I remember being extremely preoccupied with counting 5-7-5 syllables when I wrote haiku in high school (and for some time beyond). Partly this was because schoolteachers tend to place a lot of emphasis on this “requirement” of haiku (I have a post about this coming up), partly it was because I had then (and still must combat now) a tendency to take rules and limits very, very seriously. I still like writing (informal) sonnets, villanelles, all sorts of poetic forms with set structures: genuine free verse seems worryingly infinite in possibility to me. If I do write free verse, I tend to place some kind of loose metrical constraints on it, just so my choice of words is narrower.

That’s pretty much where I am right now with poetry in general and haiku in particular — not tight, not loose. There are haiku “requirements” I find pleasing and like to work with: the “one-breath” idea; the idea of a “kigo” or seasonal word (but my interpretation of this is looser than the Japanese idea); the idea of a “kireji” or cutting word (but for me this means more like a word that is a hinge that holds the parts of the haiku together, or a strong, vivid word that focuses the haiku’s image); the Zen idea of a fleeting image, a glimpse, something that can be grasped all at once and doesn’t need to be analyzed. Not all my haiku have to have all these elements, but I find it helpful to keep these things in mind when I’m writing haiku, and to the extent that I’m successful in incorporating them into my haiku, the more successful I tend to feel the haiku is.

Of course, modern English haiku don’t have strict syllabic requirements, but sometimes I still like to count 5-7-5, or at least 17, just for fun, or as a challenge to myself. Though I read recently that 12 syllables is more like the ideal for an English haiku (what this is based on I have no idea), so I might play around with that for a while and see how it works.

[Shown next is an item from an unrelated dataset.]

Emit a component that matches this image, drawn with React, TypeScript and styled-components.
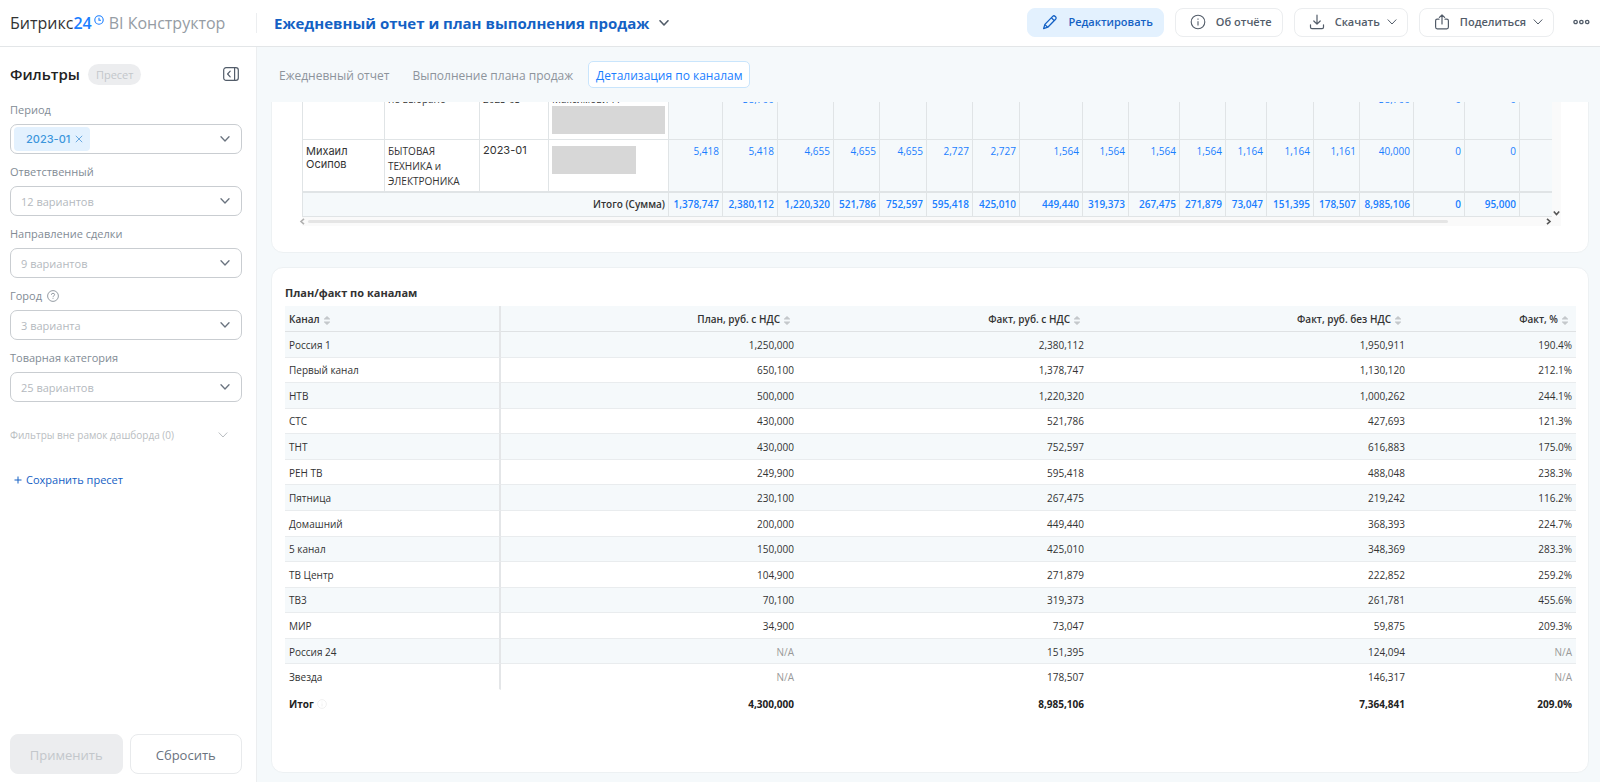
import React from "react";
import styled, { createGlobalStyle } from "styled-components";

const GlobalStyle = createGlobalStyle`
  *, *::before, *::after { box-sizing: border-box; }
  body { margin: 0; background: #f5f9fb; }
  body, button, select, table { font-family: "Open Sans", "Noto Sans", sans-serif; }
  button, select { margin: 0; padding: 0; border: 0; background: none; color: inherit; cursor: pointer; }
  svg { display: block; flex: none; }
`;

const Shell = styled.div`
  display: grid;
  grid-template-rows: 47px minmax(0, 1fr);
  grid-template-columns: 257px minmax(0, 1fr);
  height: 100vh;
  min-width: 1200px;
  color: #333;
`;

const Header = styled.header`
  grid-column: 1 / -1;
  display: flex;
  align-items: center;
  background: #fff;
  border-bottom: 1px solid #e3e6e8;
  padding-right: 10px;
`;

const Logo = styled.a`
  display: flex;
  align-items: center;
  width: 257px;
  height: 20px;
  padding-left: 10px;
  border-right: 1px solid #eceef0;
  font-size: 16px;
  line-height: 20px;
  color: #333;
  text-decoration: none;
  white-space: nowrap;
  b { font-weight: 500; }
  strong { font-weight: 600; color: #1a7eff; }
  svg { margin: 0 5px 6px 2px; }
  span { color: #959ca4; }
`;

const ReportTitle = styled.button`
  display: flex;
  align-items: center;
  gap: 10px;
  margin-left: 17px;
  font-size: 15px;
  line-height: 22px;
  font-weight: 700;
  color: #1461c4;
  white-space: nowrap;
`;

const Actions = styled.div`
  display: flex;
  align-items: center;
  gap: 11px;
  margin-left: auto;
`;

const ActionButton = styled.button<{ $primary?: boolean }>`
  display: flex;
  align-items: center;
  height: 29px;
  padding: 0 10px 0 14px;
  margin-bottom: 2px;
  border: 1px solid ${(p) => (p.$primary ? "#e3f1fe" : "#ebedef")};
  border-radius: 8px;
  background: ${(p) => (p.$primary ? "#e3f1fe" : "#fff")};
  color: ${(p) => (p.$primary ? "#1461c4" : "#525c69")};
  font-size: 11px;
  line-height: 16px;
  font-weight: 600;
  white-space: nowrap;
  span { margin: 0 7px 0 10px; }
  span:last-child { margin-right: 0; }
`;

const MoreButton = styled.button`
  padding: 7px 0 9px 8px;
`;

const Sidebar = styled.aside`
  display: flex;
  flex-direction: column;
  padding: 14px 14px 8px 10px;
  background: #fff;
  border-right: 1px solid #eceef0;
`;

const SidebarHead = styled.div`
  display: flex;
  align-items: center;
  gap: 8px;
  height: 26px;
  margin-bottom: 13px;
  padding-right: 3px;
  h2 { margin: 0; font-size: 15px; line-height: 22px; font-weight: 600; color: #222; }
  button { margin-left: auto; }
`;

const PresetPill = styled.span`
  height: 21px;
  padding: 0 8px;
  border-radius: 11px;
  background: #ecedef;
  color: #c3c7cb;
  font-size: 11px;
  line-height: 21px;
`;

const Field = styled.div`
  height: 62px;
`;

const FieldLabel = styled.label`
  display: flex;
  align-items: center;
  gap: 5px;
  height: 20px;
  margin-bottom: 4px;
  font-size: 11px;
  line-height: 20px;
  color: #828b95;
`;

const Box = styled.div`
  display: flex;
  align-items: center;
  height: 30px;
  padding: 0 11px 0 3px;
  border: 1px solid #c9cdd1;
  border-radius: 7px;
  background: #fff;
`;

const Select = styled.select`
  appearance: none;
  flex: 1;
  min-width: 0;
  height: 28px;
  padding-left: 7px;
  outline: none;
  font-size: 11px;
  color: #b4b9be;
`;

const Tag = styled.span`
  display: flex;
  align-items: center;
  gap: 5px;
  height: 24px;
  padding: 0 7px 0 12px;
  border-radius: 4px;
  background: #e3f1fe;
  color: #3b96dc;
  font-family: Inter, sans-serif;
  font-size: 11px;
  font-weight: 500;
`;

const OutOfScope = styled.button`
  display: flex;
  align-items: center;
  justify-content: space-between;
  height: 20px;
  margin-top: 15px;
  padding-right: 14px;
  font-size: 10px;
  color: #b9bdc1;
`;

const SavePreset = styled.button`
  display: flex;
  align-items: center;
  gap: 4px;
  height: 20px;
  margin: 25px 0 0 4px;
  font-size: 11px;
  line-height: 20px;
  font-weight: 500;
  color: #1461c4;
`;

const SidebarFoot = styled.div`
  display: grid;
  grid-template-columns: 1fr 1fr;
  gap: 7px;
  margin-top: auto;
`;

const FootButton = styled.button`
  height: 40px;
  padding-top: 2px;
  border: 1px solid #e8eaec;
  border-radius: 8px;
  font-size: 13px;
  color: #6a737f;
  &:disabled { background: #ecedef; border-color: #ecedef; color: #c3c7cb; }
`;

const Main = styled.main`
  display: flex;
  flex-direction: column;
  min-width: 0;
  min-height: 0;
  padding: 14px 11px 9px 14px;
`;

const Tabs = styled.nav`
  display: flex;
  align-items: center;
  flex: none;
  gap: 7px;
  height: 27px;
  margin-bottom: 14px;
`;

const Tab = styled.button<{ $active?: boolean }>`
  height: 27px;
  padding: 2px 7px 0;
  border: 1px solid ${(p) => (p.$active ? "#c9e5fc" : "transparent")};
  border-radius: 5px;
  background: ${(p) => (p.$active ? "#fff" : "transparent")};
  color: ${(p) => (p.$active ? "#1a7eff" : "#8d949c")};
  font-size: 12px;
  font-weight: ${(p) => (p.$active ? 500 : 400)};
  white-space: nowrap;
`;

/* The dashboard is scrolled to its end: the overflow leaves at the top edge. */
const Scroller = styled.div`
  display: flex;
  flex-direction: column;
  justify-content: flex-end;
  gap: 14px;
  flex: 1;
  min-height: 0;
  overflow: hidden;
`;

const Card = styled.section`
  flex: none;
  border: 1px solid #edf1f3;
  border-radius: 12px;
  background: #fff;
`;

const PivotCard = styled(Card)`
  padding: 14px 27px 26px 30px;
`;

const PlanCard = styled(Card)`
  height: 506px;
  padding: 13px 13px 0 13px;
  h3 { margin: 0 0 1px; font-size: 11px; line-height: 24px; font-weight: 700; color: #333; }
`;

const PivotFrame = styled.div`
  display: grid;
  grid-template-columns: minmax(0, 1fr) 9px;
  background: #fafafa;
`;

const Pivot = styled.table`
  width: 100%;
  table-layout: fixed;
  border-spacing: 0;
  font-size: 10px;
  line-height: 15px;
  td, th {
    padding: 4px 3px 0 3px;
    border-left: 1px solid #e0e4e6;
    border-bottom: 1px solid #e0e4e6;
    vertical-align: top;
    text-align: left;
    font-weight: 400;
    overflow: hidden;
    white-space: nowrap;
  }
  tbody th, tbody td { background: #fff; color: #333; }
  tbody td.num { background: #f5f9fb; color: #1a7eff; text-align: right; font-weight: 500; }
  tfoot td, tfoot th {
    height: 25px;
    padding-top: 0;
    border-top: 1px solid #e0e4e6;
    background: #f5f9fb;
    vertical-align: middle;
    text-align: right;
    font-weight: 600;
  }
  tfoot td { color: #1a7eff; }
`;

const PivotRow = styled.tr<{ $tight?: boolean }>`
  height: 52px;
  ${(p) => p.$tight && "td { padding-top: 5px; line-height: 13px; }"}
`;

const Sans = styled.span<{ $top?: number }>`
  display: block;
  padding-top: ${(p) => p.$top ?? 0}px;
  font-family: Inter, sans-serif;
  font-size: 11px;
  line-height: 13px;
`;

const Redacted = styled.div<{ $short?: boolean }>`
  width: ${(p) => (p.$short ? "84px" : "auto")};
  height: 28px;
  margin: ${(p) => (p.$short ? "2px 0 0" : "0 0 5px")};
  background: #d7d7d7;
`;

const VerticalBar = styled.div`
  display: flex;
  align-items: flex-end;
  justify-content: center;
`;

const HorizontalBar = styled.div`
  grid-column: 1 / -1;
  display: flex;
  align-items: center;
  justify-content: space-between;
  height: 9px;
  padding-right: 9px;
  margin-left: -3px;
`;

const Thumb = styled.div`
  width: 91%;
  height: 3px;
  margin: 0 auto 0 2px;
  border-radius: 2px;
  background: #e5e5e5;
`;

const Plan = styled.table`
  width: 100%;
  height: 410px;
  table-layout: fixed;
  border-spacing: 0;
  font-size: 10px;
  line-height: 15px;
  color: #333;
  th, td { padding: 2px 4px 0; text-align: right; font-weight: 400; white-space: nowrap; }
  th:first-child { text-align: left; }
  thead th { height: 26px; font-weight: 600; background: #f5f9fb; border-bottom: 1px solid #dfe2e4; }
  thead th:first-child, tbody th { border-right: 2px solid #e4e6e8; }
  tbody tr:nth-child(odd) { background: #f5f9fb; }
  tbody th, tbody td { font-weight: 500; border-bottom: 1px solid #e9ecee; }
  tbody tr:last-child > * { border-bottom-color: transparent; }
  tfoot td, tfoot th { height: 26px; font-weight: 700; color: #222; }
`;

const HeadCell = styled.span`
  display: inline-flex;
  align-items: center;
  gap: 4px;
  button { padding: 2px 4px 0 0; }
`;

const Missing = styled.span`
  font-weight: 400;
  color: #999;
`;

const FootLabel = styled.span`
  display: inline-flex;
  align-items: center;
  gap: 3px;
`;

const Chevron = ({ w = 10, color = "currentColor", thick = 1.3 }: { w?: number; color?: string; thick?: number }) => (
  <svg width={w} height={w * 0.6} viewBox="0 0 10 6" fill="none" stroke={color} strokeWidth={thick} strokeLinecap="round" strokeLinejoin="round">
    <path d="M1 .8 5 5 9 .8" />
  </svg>
);

const ClockIcon = () => (
  <svg width="10" height="10" viewBox="0 0 10 10" fill="none" stroke="#1a7eff" strokeWidth="1.1">
    <circle cx="5" cy="5" r="4.2" />
    <path d="M5 2.8V5.2H7" />
  </svg>
);

const PencilIcon = () => (
  <svg width="16" height="16" viewBox="0 0 16 16" fill="none" stroke="currentColor" strokeWidth="1.3" strokeLinejoin="round">
    <path d="M1.6 14.6 2.9 10.4 10.7 2.4Q11.9 1.2 13.2 2.4L13.6 2.8Q14.8 4 13.6 5.3L5.8 13.2Z" />
    <path d="M9.4 3.8 12.2 6.6M2.9 10.6 5.6 13.2" />
  </svg>
);

const InfoIcon = () => (
  <svg width="16" height="16" viewBox="0 0 16 16" fill="none" stroke="currentColor" strokeWidth="1.1">
    <circle cx="8" cy="8" r="6.8" />
    <path d="M8 7.2V11.4M8 4.4V5.8" />
  </svg>
);

const DownloadIcon = () => (
  <svg width="16" height="16" viewBox="0 0 16 16" fill="none" stroke="currentColor" strokeWidth="1.2" strokeLinecap="round" strokeLinejoin="round">
    <path d="M8 1.2V10M4.8 7 8 10.2 11.2 7M1.5 10.8V13.2Q1.5 14.6 2.9 14.6H13.1Q14.5 14.6 14.5 13.2V10.8" />
  </svg>
);

const ShareIcon = () => (
  <svg width="16" height="16" viewBox="0 0 16 16" fill="none" stroke="currentColor" strokeWidth="1.2" strokeLinecap="round" strokeLinejoin="round">
    <path d="M8 10V1M5.4 3.4 8 .8 10.6 3.4M5 5.2H3.2Q1.6 5.2 1.6 6.8V13Q1.6 14.8 3.2 14.8H12.8Q14.4 14.8 14.4 13V6.8Q14.4 5.2 12.8 5.2H11" />
  </svg>
);

const DotsIcon = () => (
  <svg width="17" height="6" viewBox="0 0 17 6" fill="none" stroke="#525c69" strokeWidth="1.3">
    <circle cx="2.6" cy="3" r="1.7" />
    <circle cx="8.4" cy="3" r="1.7" />
    <circle cx="14.2" cy="3" r="1.7" />
  </svg>
);

const CollapseIcon = () => (
  <svg width="16" height="14" viewBox="0 0 16 14" fill="none" stroke="#525c69" strokeWidth="1.2" strokeLinecap="round" strokeLinejoin="round">
    <rect x=".7" y=".7" width="14.6" height="12.6" rx="2.4" />
    <path d="M11.6 1V13M7.2 4.2 4.6 7 7.2 9.8" />
  </svg>
);

const HelpIcon = () => (
  <svg width="12" height="12" viewBox="0 0 12 12" fill="none" stroke="#959ca4">
    <circle cx="6" cy="6" r="5.4" />
    <path d="M4.4 4.8Q4.4 3.3 6 3.3T7.6 4.7Q7.6 5.5 6.6 6Q6 6.3 6 7M6 7.8V8.8" />
  </svg>
);

const CrossIcon = () => (
  <svg width="8" height="8" viewBox="0 0 8 8" stroke="#6aa9e0">
    <path d="M.8.8 7.2 7.2M7.2.8.8 7.2" />
  </svg>
);

const SortIcon = () => (
  <svg width="6" height="9" viewBox="0 0 6 9" fill="#c4c8cb">
    <path d="M3 0 6 2.8V3.6H0V2.8ZM3 9 0 6.2V5.4H6V6.2Z" />
  </svg>
);

const ArrowTip = ({ d, color }: { d: string; color: string }) => (
  <svg width="7" height="7" viewBox="0 0 7 7" fill="none" stroke={color} strokeWidth="1.6">
    <path d={d} />
  </svg>
);

const filters = [
  { id: "owner", label: "Ответственный", hint: "12 вариантов" },
  { id: "pipeline", label: "Направление сделки", hint: "9 вариантов" },
  { id: "city", label: "Город", hint: "3 варианта", help: true },
  { id: "category", label: "Товарная категория", hint: "25 вариантов" },
];

const pivotWidths = [82, 95, 69, 120, 54, 55, 56, 46, 47, 46, 47, 63, 46, 51, 46, 41, 47, 46, 54, 51, 55];
const pivotCut = ["", "38,700", "", "", "", "", "", "", "", "", "", "", "", "", "38,700", "0", "0", ""];
const pivotRow = ["5,418", "5,418", "4,655", "4,655", "4,655", "2,727", "2,727", "1,564", "1,564", "1,564", "1,564", "1,164", "1,164", "1,161", "40,000", "0", "0", ""];
const pivotSum = ["1,378,747", "2,380,112", "1,220,320", "521,786", "752,597", "595,418", "425,010", "449,440", "319,373", "267,475", "271,879", "73,047", "151,395", "178,507", "8,985,106", "0", "95,000", ""];

const planWidths = [216, 297, 290, 321, 167];
const planHeads = ["План, руб. с НДС", "Факт, руб. с НДС", "Факт, руб. без НДС", "Факт, %"];
const planRows = [
  ["Россия 1", "1,250,000", "2,380,112", "1,950,911", "190.4%"],
  ["Первый канал", "650,100", "1,378,747", "1,130,120", "212.1%"],
  ["НТВ", "500,000", "1,220,320", "1,000,262", "244.1%"],
  ["СТС", "430,000", "521,786", "427,693", "121.3%"],
  ["ТНТ", "430,000", "752,597", "616,883", "175.0%"],
  ["РЕН ТВ", "249,900", "595,418", "488,048", "238.3%"],
  ["Пятница", "230,100", "267,475", "219,242", "116.2%"],
  ["Домашний", "200,000", "449,440", "368,393", "224.7%"],
  ["5 канал", "150,000", "425,010", "348,369", "283.3%"],
  ["ТВ Центр", "104,900", "271,879", "222,852", "259.2%"],
  ["ТВ3", "70,100", "319,373", "261,781", "455.6%"],
  ["МИР", "34,900", "73,047", "59,875", "209.3%"],
  ["Россия 24", "N/A", "151,395", "124,094", "N/A"],
  ["Звезда", "N/A", "178,507", "146,317", "N/A"],
];

const SortHead = ({ text }: { text: string }) => (
  <HeadCell>
    {text}
    <button aria-label={`Сортировать: ${text}`}>
      <SortIcon />
    </button>
  </HeadCell>
);

export default function App() {
  return (
    <Shell>
      <GlobalStyle />
      <Header>
        <Logo href="#">
          <b>Битрикс</b>
          <strong>24</strong>
          <ClockIcon />
          <span>BI Конструктор</span>
        </Logo>
        <ReportTitle>
          Ежедневный отчет и план выполнения продаж
          <Chevron color="#525c69" thick={1.6} />
        </ReportTitle>
        <Actions>
          <ActionButton $primary>
            <PencilIcon />
            <span>Редактировать</span>
          </ActionButton>
          <ActionButton>
            <InfoIcon />
            <span>Об отчёте</span>
          </ActionButton>
          <ActionButton>
            <DownloadIcon />
            <span>Скачать</span>
            <Chevron thick={1} />
          </ActionButton>
          <ActionButton>
            <ShareIcon />
            <span>Поделиться</span>
            <Chevron thick={1} />
          </ActionButton>
          <MoreButton aria-label="Ещё">
            <DotsIcon />
          </MoreButton>
        </Actions>
      </Header>

      <Sidebar>
        <SidebarHead>
          <h2>Фильтры</h2>
          <PresetPill>Пресет</PresetPill>
          <button aria-label="Свернуть панель">
            <CollapseIcon />
          </button>
        </SidebarHead>
        <Field>
          <FieldLabel htmlFor="period">Период</FieldLabel>
          <Box>
            <Tag>
              2023-01
              <button aria-label="Удалить 2023-01">
                <CrossIcon />
              </button>
            </Tag>
            <Select id="period" />
            <Chevron color="#6a737f" />
          </Box>
        </Field>
        {filters.map((f) => (
          <Field key={f.id}>
            <FieldLabel htmlFor={f.id}>
              {f.label}
              {f.help && <HelpIcon />}
            </FieldLabel>
            <Box>
              <Select id={f.id}>
                <option>{f.hint}</option>
              </Select>
              <Chevron color="#6a737f" />
            </Box>
          </Field>
        ))}
        <OutOfScope>
          Фильтры вне рамок дашборда (0)
          <Chevron thick={1} />
        </OutOfScope>
        <SavePreset>
          <svg width="8" height="8" viewBox="0 0 8 8" stroke="currentColor">
            <path d="M4 .5V7.5M.5 4H7.5" />
          </svg>
          Сохранить пресет
        </SavePreset>
        <SidebarFoot>
          <FootButton disabled>Применить</FootButton>
          <FootButton>Сбросить</FootButton>
        </SidebarFoot>
      </Sidebar>

      <Main>
        <Tabs>
          <Tab>Ежедневный отчет</Tab>
          <Tab>Выполнение плана продаж</Tab>
          <Tab $active>Детализация по каналам</Tab>
        </Tabs>
        <Scroller>
          <PivotCard>
            <PivotFrame>
              <Pivot>
                <colgroup>
                  {pivotWidths.map((w, i) => (
                    <col key={i} width={w} />
                  ))}
                  <col />
                </colgroup>
                <tbody>
                  <PivotRow $tight>
                    <th scope="row" />
                    <td>не выбрано</td>
                    <td>2023-03</td>
                    <td>
                      Максимович Г
                      <Redacted />
                    </td>
                    {pivotCut.map((v, i) => (
                      <td className="num" key={i}>{v}</td>
                    ))}
                  </PivotRow>
                  <PivotRow>
                    <th scope="row">
                      <Sans $top={1}>
                        Михаил
                        <br />
                        Осипов
                      </Sans>
                    </th>
                    <td>
                      БЫТОВАЯ
                      <br />
                      ТЕХНИКА и<br />
                      ЭЛЕКТРОНИКА
                    </td>
                    <td>
                      <Sans>2023-01</Sans>
                    </td>
                    <td>
                      <Redacted $short />
                    </td>
                    {pivotRow.map((v, i) => (
                      <td className="num" key={i}>{v}</td>
                    ))}
                  </PivotRow>
                </tbody>
                <tfoot>
                  <tr>
                    <th scope="row" colSpan={4}>Итого (Сумма)</th>
                    {pivotSum.map((v, i) => (
                      <td key={i}>{v}</td>
                    ))}
                  </tr>
                </tfoot>
              </Pivot>
              <VerticalBar>
                <ArrowTip d="M.8 1.5 3.5 4.5 6.2 1.5" color="#555" />
              </VerticalBar>
              <HorizontalBar>
                <ArrowTip d="M5 .8 2 3.5 5 6.2" color="#b0b0b0" />
                <Thumb />
                <ArrowTip d="M2 .8 5 3.5 2 6.2" color="#555" />
              </HorizontalBar>
            </PivotFrame>
          </PivotCard>

          <PlanCard>
            <h3>План/факт по каналам</h3>
            <Plan>
              <colgroup>
                {planWidths.map((w, i) => (
                  <col key={i} width={w} />
                ))}
              </colgroup>
              <thead>
                <tr>
                  <th scope="col">
                    <SortHead text="Канал" />
                  </th>
                  {planHeads.map((h) => (
                    <th scope="col" key={h}>
                      <SortHead text={h} />
                    </th>
                  ))}
                </tr>
              </thead>
              <tbody>
                {planRows.map(([name, ...cells]) => (
                  <tr key={name}>
                    <th scope="row">{name}</th>
                    {cells.map((c, i) => (
                      <td key={i}>{c === "N/A" ? <Missing>N/A</Missing> : c}</td>
                    ))}
                  </tr>
                ))}
              </tbody>
              <tfoot>
                <tr>
                  <th scope="row">
                    <FootLabel>
                      Итог
                      <svg width="10" height="10" viewBox="0 0 10 10" fill="none" stroke="#f0f0f0">
                        <circle cx="5" cy="5" r="4.4" />
                        <path d="M5 4.4V7.4M5 2.6V3.4" />
                      </svg>
                    </FootLabel>
                  </th>
                  <td>4,300,000</td>
                  <td>8,985,106</td>
                  <td>7,364,841</td>
                  <td>209.0%</td>
                </tr>
              </tfoot>
            </Plan>
          </PlanCard>
        </Scroller>
      </Main>
    </Shell>
  );
}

And then again I might experiment with truly minimalist haiku: two or three words. The interesting thing about my attempting such brevity is that (as you can see from this commentary) my natural tendency is to write long. I think of haiku as a way to force myself to identify the heart of my message, to discard the extraneous verbiage that clutters my arguments and muddies my images.